Despite summer rainfall, the project is on schedule. Work on the north setback levee is proceeding well with completion of this element expected by the end of August. This is one of three setback levees designed to keep daily tides off adjoining farm land that is outside the project area. The approximate 2 ½ miles of these levees are specially designed with a clay-type soil core. Once fully dried and compacted, the core will prevent water infiltration through the levee that might otherwise cause erosion and levee failure. The levee core will be capped with a granular material, also available on site, and graded to a 1/5 slope to minimize erosion during overtopping flood events. The three setback levees are in locations that enable efficient flood discharge over the remainder of the overland flow corridor.
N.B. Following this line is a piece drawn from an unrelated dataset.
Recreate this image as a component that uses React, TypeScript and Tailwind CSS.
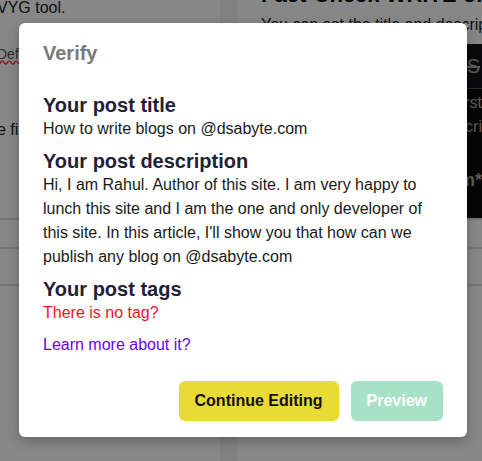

The City of Tillamook, one of the many project partners, is presently contemplating an expansion of a planned parking area on the so-called “containment cell” that is being constructed along the north side of Front Street between Douglas Avenue and an old mill pond channel located west of Cedar Avenue. The proposed revision would accommodate parking for 30 vehicles instead of the 14 contemplated in the initial design. The lot will be available for recreational access to Hoquarten Slough and the surrounding area. A decision by the City on the possible expansion is dependent on a revised bid proposal from the project contractor, Thompson Brothers Excavating, Inc.
In any event, parking atop the containment cell is a creative use for the earthen berm that will be used to encapsulate the slightly contaminated soils that remain on the project site from the two veneer mills that operated from about 1920-1965. The contaminants in the soil consist of remnant motor oil and machine lubricants used at the mills. Although the contamination levels do not pose a risk to humans, the worst of the soils will be transported to a licensed treatment facility in Hillsboro. The lesser contaminants will be encased within the cell and monitored long term. Currently those contaminants are uncontained at the site and pose a risk to the environment.